Factors to Consider When Choosing RAID 0
Before implementing RAID 0, it is crucial to carefully consider the following factors:
- Data Sensitivity: Is the data stored on the array critical? If so, RAID 0 is likely not the right choice without a robust backup strategy.
- Budget: Hardware RAID controllers can be expensive. Software RAID is a cost-effective alternative, but it can impact system performance.
- Number of Drives: The more drives in the array, the greater the performance benefit, but also the higher the risk of data loss.
- Backup Strategy: If you choose RAID 0, ensure you have a reliable backup strategy in place to mitigate the risk of data loss. This includes regularly backing up your data to an external drive, cloud storage, or another network location.
- Stripe Size: Choosing the right stripe size depends on the type of workload. Smaller stripe sizes (e.g., 4KB-16KB) are often better for random I/O, while larger stripe sizes (e.g., 64KB-256KB) are better for sequential I/O. Experimentation and benchmarking are often necessary to find the optimal stripe size for your specific use case.
RAID 0 vs. Other RAID Levels
It’s helpful to compare RAID 0 with other common RAID levels to understand its tradeoffs:
| RAID Level | Redundancy | Performance (Read) | Performance (Write) | Usable Capacity | Complexity | Common Use Cases |
|---|---|---|---|---|---|---|
| RAID 0 | None | Excellent | Excellent | 100% | Low | Gaming, Video Editing (with backups), Scratch Disks |
| RAID 1 | Mirroring | Good | Similar to single drive | 50% (for two drives) | Low | Critical Data, Operating System |
| RAID 5 | Parity | Good | Moderate | (N-1)/N | Medium | File Servers, Application Servers |
| RAID 6 | Dual Parity | Good | Slow | (N-2)/N | High | Archival Storage, Critical Data |
| RAID 10 | Mirroring + Striping | Excellent | Excellent | 50% | High | Databases, High-Performance Applications |
Note: N represents the total number of drives in the array.
Cost Analysis (Example)
To illustrate the cost implications, let’s consider a scenario where you need 4TB of usable storage:
| Configuration | Number of Drives | Drive Capacity | Cost per Drive | Total Cost (Drives) | RAID Level | Redundancy |
|---|---|---|---|---|---|---|
| Single Drive | 1 | 4TB | $80 | $80 | N/A | None |
| RAID 0 (2 Drives) | 2 | 2TB | $45 | $90 | RAID 0 | None |
| RAID 1 (2 Drives) | 2 | 4TB | $80 | $160 | RAID 1 | Mirroring |
| RAID 5 (3 Drives) | 3 | 2TB | $45 | $135 | RAID 5 | Parity |
This table highlights the cost differences based on the chosen RAID level and the resulting redundancy. Remember that this is just a simplified cost comparison and doesn’t account for the cost of a RAID controller (if needed).

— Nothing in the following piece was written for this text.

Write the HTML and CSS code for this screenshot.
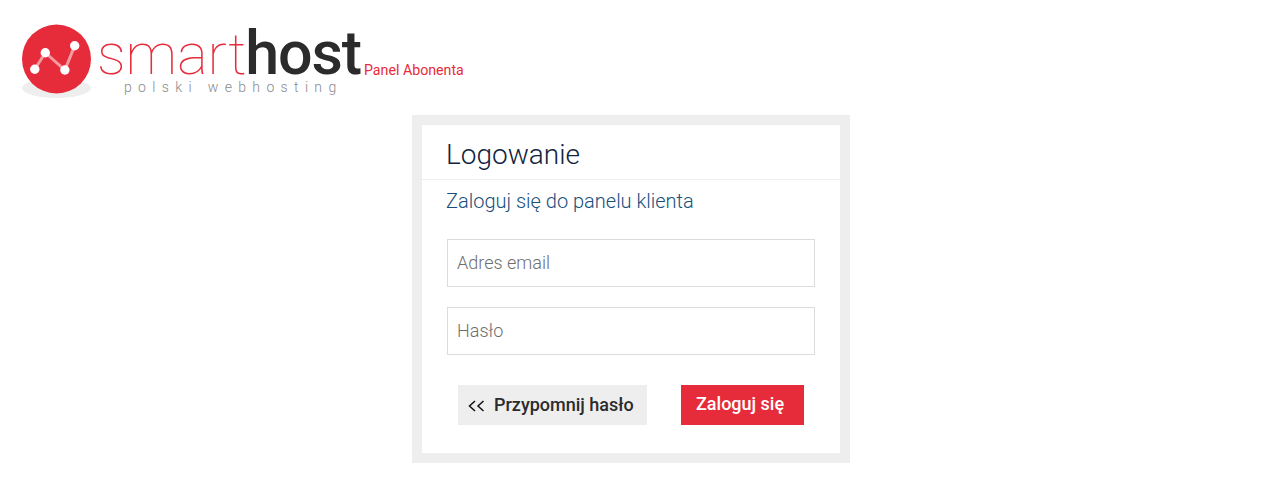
FILE: index.html
```html
<!doctype html>
<html>
<head>
  <link rel="stylesheet" href="styles.css">
</head>
<body>
  <header class="top">
    <svg class="logo-mark" width="70" height="74" viewBox="0 0 70 74">
      <ellipse cx="34.5" cy="64" rx="34.5" ry="10" fill="#eeeeee"/>
      <circle cx="34.5" cy="35" r="34.5" fill="#e62c3b"/>
      <polyline points="12.8,45.3 23.3,28.7 42.9,46 52.7,21.7" fill="none" stroke="#f59aa1" stroke-width="3"/>
      <circle cx="12.8" cy="45.3" r="4.7" fill="#fff"/>
      <circle cx="23.3" cy="28.7" r="4.7" fill="#fff"/>
      <circle cx="42.9" cy="46" r="4.7" fill="#fff"/>
      <circle cx="52.7" cy="21.7" r="4.7" fill="#fff"/>
    </svg>
    <div class="logo-text">
      <div class="logo-name"><span class="smart">smart</span><span class="host">host</span></div>
      <div class="logo-sub">polski webhosting</div>
    </div>
    <a class="panel-link" href="#">Panel Abonenta</a>
  </header>

  <div class="login-box">
    <h1>Logowanie</h1>
    <div class="login-body">
      <p class="lead">Zaloguj się do panelu klienta</p>
      <input class="field" type="text" placeholder="Adres email">
      <input class="field" type="password" placeholder="Hasło">
      <div class="actions">
        <a class="btn btn-back" href="#">
          <svg class="arrows" width="17" height="12" viewBox="0 0 17 12">
            <path d="M7 1 L1.5 6 L7 11 M15.5 1 L10 6 L15.5 11" fill="none" stroke="#111" stroke-width="1.5"/>
          </svg>
          Przypomnij hasło
        </a>
        <a class="btn btn-login" href="#">Zaloguj się</a>
      </div>
    </div>
  </div>
</body>
</html>
```

FILE: styles.css
```css
* {
  margin: 0;
  padding: 0;
  box-sizing: border-box;
  font-family: Roboto, sans-serif;
}

body {
  background: #fff;
}

.top {
  display: flex;
  align-items: flex-start;
  height: 115px;
  padding: 24px 0 0 22px;
}

.logo-mark {
  flex: none;
}

.logo-text {
  margin-left: 5px;
  width: 267px;
}

.logo-name {
  height: 55px;
  line-height: 58px;
  white-space: nowrap;
}

.smart {
  font-size: 57.5px;
  font-weight: 100;
  color: #e62c3b;
}

.host {
  margin-left: -1px;
  font-size: 61px;
  font-weight: 500;
  letter-spacing: -1.2px;
  color: #2b2b2b;
}

.logo-sub {
  margin-left: 27px;
  font-size: 14px;
  font-weight: 300;
  line-height: 16px;
  letter-spacing: 6.35px;
  color: #8a8a8a;
  white-space: nowrap;
}

.panel-link {
  margin-top: 37px;
  font-size: 14.2px;
  line-height: 18px;
  color: #e62c3b;
  text-decoration: none;
}

.login-box {
  width: 438px;
  height: 348px;
  margin-left: 412px;
  border: 10px solid #eeeeee;
}

h1 {
  height: 55px;
  padding: 13px 0 0 24px;
  font-size: 28px;
  font-weight: 300;
  line-height: 34px;
  color: #12233f;
  border-bottom: 1px solid #eeeeee;
}

.login-body {
  padding: 0 25px;
}

.lead {
  margin: 9px 0 26px -1px;
  font-size: 20px;
  font-weight: 300;
  line-height: 24px;
  color: #164f7c;
}

.field {
  display: block;
  width: 368px;
  height: 48px;
  margin-bottom: 20px;
  padding: 0 9px 2px;
  border: 1px solid #dcdcdc;
  outline: none;
  background: #fff;
  font-size: 18px;
  font-weight: 300;
}

.field::placeholder {
  color: #6f6f6f;
  opacity: 1;
}

.actions {
  display: flex;
  justify-content: space-between;
  margin-top: 30px;
  padding: 0 11px;
}

.btn {
  display: block;
  height: 40px;
  font-size: 18px;
  font-weight: 500;
  line-height: 38px;
  text-decoration: none;
  white-space: nowrap;
}

.btn-back {
  display: flex;
  align-items: center;
  width: 189px;
  padding: 0 0 1px 10px;
  background: #eeeeee;
  color: #2b2b2b;
}

.arrows {
  flex: none;
  margin: 3px 9px 0 0;
}

.btn-login {
  width: 123px;
  padding-left: 15px;
  background: #e62c3b;
  color: #fff;
}
```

In conclusion, RAID 0 offers significant performance benefits but requires careful consideration of the associated risks. Understanding the principles of data striping, the advantages and disadvantages, and the appropriate use cases is essential for making an informed decision about whether RAID 0 is the right storage solution for your needs. Never implement RAID 0 without a robust backup strategy if data loss is unacceptable.

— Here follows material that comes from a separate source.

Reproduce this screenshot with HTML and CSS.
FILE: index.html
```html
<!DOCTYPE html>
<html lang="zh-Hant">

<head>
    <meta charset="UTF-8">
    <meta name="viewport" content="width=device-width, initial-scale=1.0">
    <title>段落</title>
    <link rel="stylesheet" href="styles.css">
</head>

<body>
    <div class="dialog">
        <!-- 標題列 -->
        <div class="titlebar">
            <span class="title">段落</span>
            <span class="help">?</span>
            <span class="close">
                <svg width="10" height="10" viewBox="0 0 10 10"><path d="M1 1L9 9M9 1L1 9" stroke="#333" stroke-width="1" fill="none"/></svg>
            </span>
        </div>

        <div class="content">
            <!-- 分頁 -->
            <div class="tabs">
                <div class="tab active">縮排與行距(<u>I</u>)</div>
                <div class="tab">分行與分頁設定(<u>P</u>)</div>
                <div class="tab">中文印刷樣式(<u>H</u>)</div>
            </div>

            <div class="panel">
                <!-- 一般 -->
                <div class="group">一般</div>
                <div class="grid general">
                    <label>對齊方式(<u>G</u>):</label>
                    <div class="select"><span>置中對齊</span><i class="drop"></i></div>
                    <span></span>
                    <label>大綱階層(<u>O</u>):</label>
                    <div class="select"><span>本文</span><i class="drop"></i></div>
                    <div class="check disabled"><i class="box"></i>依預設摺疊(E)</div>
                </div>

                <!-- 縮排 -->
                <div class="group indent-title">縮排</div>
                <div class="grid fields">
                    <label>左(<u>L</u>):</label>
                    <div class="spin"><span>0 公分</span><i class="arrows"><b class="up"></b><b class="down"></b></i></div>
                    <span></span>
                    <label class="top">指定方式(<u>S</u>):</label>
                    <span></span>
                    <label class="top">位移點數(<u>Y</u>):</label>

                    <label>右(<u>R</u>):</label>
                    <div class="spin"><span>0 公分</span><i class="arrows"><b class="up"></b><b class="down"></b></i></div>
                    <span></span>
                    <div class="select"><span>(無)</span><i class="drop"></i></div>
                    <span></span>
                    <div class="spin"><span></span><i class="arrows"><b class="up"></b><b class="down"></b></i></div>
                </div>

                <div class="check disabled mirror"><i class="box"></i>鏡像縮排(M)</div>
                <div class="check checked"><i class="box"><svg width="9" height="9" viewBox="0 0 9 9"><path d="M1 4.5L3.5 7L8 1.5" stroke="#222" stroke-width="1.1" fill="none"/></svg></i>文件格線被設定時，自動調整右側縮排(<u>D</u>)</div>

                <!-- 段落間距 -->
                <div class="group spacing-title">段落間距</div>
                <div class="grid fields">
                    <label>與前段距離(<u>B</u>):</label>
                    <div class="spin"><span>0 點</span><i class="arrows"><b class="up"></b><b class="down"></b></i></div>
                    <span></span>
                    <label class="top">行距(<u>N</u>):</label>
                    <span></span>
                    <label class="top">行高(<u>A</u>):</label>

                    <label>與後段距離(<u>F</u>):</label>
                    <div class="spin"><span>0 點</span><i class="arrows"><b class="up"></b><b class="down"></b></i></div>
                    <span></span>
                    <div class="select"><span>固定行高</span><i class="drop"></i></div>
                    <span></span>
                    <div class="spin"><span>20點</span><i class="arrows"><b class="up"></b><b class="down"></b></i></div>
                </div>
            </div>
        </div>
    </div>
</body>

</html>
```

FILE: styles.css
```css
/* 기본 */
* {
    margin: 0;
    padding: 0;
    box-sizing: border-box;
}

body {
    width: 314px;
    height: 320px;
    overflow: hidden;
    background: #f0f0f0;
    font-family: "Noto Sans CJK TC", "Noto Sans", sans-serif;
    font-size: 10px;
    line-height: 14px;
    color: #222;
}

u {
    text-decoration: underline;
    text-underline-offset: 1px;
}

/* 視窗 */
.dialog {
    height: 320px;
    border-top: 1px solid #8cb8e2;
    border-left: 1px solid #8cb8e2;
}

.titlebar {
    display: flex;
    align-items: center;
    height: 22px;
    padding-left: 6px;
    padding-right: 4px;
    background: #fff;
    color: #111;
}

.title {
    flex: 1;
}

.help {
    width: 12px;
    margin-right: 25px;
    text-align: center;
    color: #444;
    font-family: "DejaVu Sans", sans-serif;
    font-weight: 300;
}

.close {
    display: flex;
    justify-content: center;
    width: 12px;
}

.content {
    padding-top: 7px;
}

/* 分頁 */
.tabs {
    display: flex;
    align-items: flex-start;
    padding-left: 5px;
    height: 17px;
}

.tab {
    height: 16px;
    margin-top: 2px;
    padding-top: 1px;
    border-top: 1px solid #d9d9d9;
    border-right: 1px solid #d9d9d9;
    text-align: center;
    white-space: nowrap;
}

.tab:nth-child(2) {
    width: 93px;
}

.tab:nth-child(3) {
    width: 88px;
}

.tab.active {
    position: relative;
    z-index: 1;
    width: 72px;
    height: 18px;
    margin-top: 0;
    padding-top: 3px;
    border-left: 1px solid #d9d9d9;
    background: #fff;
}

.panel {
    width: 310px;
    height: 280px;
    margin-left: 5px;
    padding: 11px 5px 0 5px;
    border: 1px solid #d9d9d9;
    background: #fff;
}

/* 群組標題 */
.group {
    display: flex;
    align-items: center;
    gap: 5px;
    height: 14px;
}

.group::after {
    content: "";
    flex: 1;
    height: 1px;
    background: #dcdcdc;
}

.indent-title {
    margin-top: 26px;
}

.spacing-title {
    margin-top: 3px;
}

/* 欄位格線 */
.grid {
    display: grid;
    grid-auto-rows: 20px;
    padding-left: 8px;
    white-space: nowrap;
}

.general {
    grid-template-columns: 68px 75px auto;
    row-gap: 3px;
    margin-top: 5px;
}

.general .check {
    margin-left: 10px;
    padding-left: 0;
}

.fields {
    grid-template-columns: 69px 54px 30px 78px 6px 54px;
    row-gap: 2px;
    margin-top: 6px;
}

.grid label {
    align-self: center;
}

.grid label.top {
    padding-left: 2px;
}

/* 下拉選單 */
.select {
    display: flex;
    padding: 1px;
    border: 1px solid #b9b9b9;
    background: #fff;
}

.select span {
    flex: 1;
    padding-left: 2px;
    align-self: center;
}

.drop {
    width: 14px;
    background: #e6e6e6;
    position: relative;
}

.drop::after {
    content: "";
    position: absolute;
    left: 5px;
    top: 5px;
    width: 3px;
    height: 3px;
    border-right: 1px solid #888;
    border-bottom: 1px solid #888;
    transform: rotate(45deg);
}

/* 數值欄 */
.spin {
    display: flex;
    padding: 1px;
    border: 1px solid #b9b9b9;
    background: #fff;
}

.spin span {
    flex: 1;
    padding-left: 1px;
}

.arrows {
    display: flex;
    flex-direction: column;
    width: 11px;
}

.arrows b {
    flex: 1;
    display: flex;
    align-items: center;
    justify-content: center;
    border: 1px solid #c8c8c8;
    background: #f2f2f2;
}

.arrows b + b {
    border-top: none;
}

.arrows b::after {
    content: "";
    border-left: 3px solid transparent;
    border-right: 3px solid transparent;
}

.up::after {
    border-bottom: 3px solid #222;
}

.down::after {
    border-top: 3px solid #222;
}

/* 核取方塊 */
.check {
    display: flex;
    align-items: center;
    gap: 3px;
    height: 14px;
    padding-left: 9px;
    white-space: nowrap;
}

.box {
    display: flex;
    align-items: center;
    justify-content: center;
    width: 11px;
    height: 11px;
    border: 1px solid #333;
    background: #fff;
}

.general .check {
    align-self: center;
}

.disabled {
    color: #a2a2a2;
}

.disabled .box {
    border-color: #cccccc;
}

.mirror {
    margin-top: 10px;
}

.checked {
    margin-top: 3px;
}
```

Frequently Asked Questions
What is RAID 0 and how does it work?
RAID 0, also known as striping, enhances performance by splitting data evenly across two or more drives. This allows for parallel read and write operations, significantly increasing speed. However, it lacks data redundancy; if one drive fails, all data is lost.
What are the benefits of using RAID 0?
The primary benefit is increased speed and performance due to parallel data access. It also utilizes the full storage capacity of all drives in the array. Setup is typically straightforward.

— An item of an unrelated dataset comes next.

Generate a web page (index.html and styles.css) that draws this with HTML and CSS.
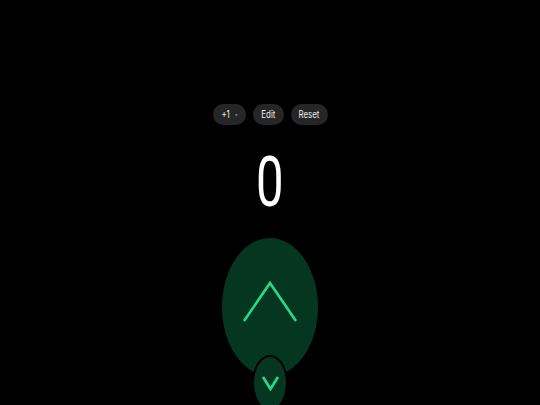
FILE: index.html
```html
<!DOCTYPE html>
<html>
<head>
<meta charset="utf-8">
<link rel="stylesheet" href="styles.css">
</head>
<body>
<main class="app">
  <div class="toolbar">
    <button class="pill step"><span class="lbl">+1</span><span class="caret">▾</span></button>
    <button class="pill"><span class="lbl">Edit</span></button>
    <button class="pill"><span class="lbl">Reset</span></button>
  </div>
  <div class="count"><span class="num">0</span></div>
  <div class="pad">
    <button class="inc" aria-label="Increment">
      <svg width="56" height="42" viewBox="0 0 56 42"><polyline points="2,40 28,2 54,40" fill="none" stroke="#22dc8c" stroke-width="2.6" stroke-linejoin="miter"/></svg>
    </button>
    <button class="dec" aria-label="Decrement">
      <svg width="19" height="16" viewBox="0 0 19 16"><polyline points="2,2 9.5,14 17,2" fill="none" stroke="#22dc8c" stroke-width="2.6"/></svg>
    </button>
  </div>
</main>
</body>
</html>
```
FILE: styles.css
```css
html, body {
  margin: 0;
  padding: 0;
  background: #000;
  height: 100%;
  overflow: hidden;
}
body {
  font-family: Inter, "Noto Sans", sans-serif;
  color: #fff;
}
.app {
  display: flex;
  flex-direction: column;
  align-items: center;
  padding-top: 104px;
}
.toolbar {
  display: flex;
  gap: 7px;
}
.pill {
  height: 21px;
  border: none;
  border-radius: 11px;
  background: #262626;
  color: #ececec;
  font-family: Inter, sans-serif;
  font-size: 10.5px;
  padding: 0;
  display: flex;
  align-items: center;
  justify-content: center;
  width: 31px;
}
.pill:nth-child(3) { width: 37px; }
.pill.step { width: 33px; gap: 3px; }
.lbl {
  display: inline-block;
  transform: scaleX(0.75);
}
.caret {
  font-size: 6px;
  color: #777;
  display: inline-block;
  transform: scaleX(0.8);
}
.count {
  margin-top: 17px;
  height: 80px;
  line-height: 80px;
}
.num {
  display: inline-block;
  font-family: Roboto, sans-serif;
  font-weight: 400;
  font-size: 70px;
  transform: scaleX(0.7);
}
.pad {
  margin-top: 16px;
  display: flex;
  flex-direction: column;
  align-items: center;
}
.inc {
  width: 96px;
  height: 138px;
  border-radius: 50%;
  border: none;
  background: #05361f;
  display: flex;
  align-items: center;
  justify-content: center;
  padding: 0 0 10px 0;
  margin: 0;
}
.dec {
  width: 36px;
  height: 56px;
  margin-top: -21px;
  border-radius: 50%;
  border: 2px solid #000;
  background: #05361f;
  display: flex;
  align-items: flex-start;
  justify-content: center;
  padding: 18px 0 0 0;
  box-sizing: border-box;
}
```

What are the risks and drawbacks of RAID 0?
The major drawback is the lack of data redundancy. If any single drive in the array fails, all data across the entire RAID 0 array is lost. This makes data recovery very difficult, if not impossible.
When is RAID 0 a good choice?
RAID 0 is suitable for scenarios where speed is paramount and data loss is either acceptable or mitigated by other backup solutions. Common use cases include gaming, video editing (with backups), and as a scratch disk for temporary files.
How do I implement RAID 0?
RAID 0 can be implemented through hardware RAID (using a dedicated RAID controller or a motherboard’s BIOS) or software RAID (using the operating system’s built-in RAID capabilities like Linux’s mdadm).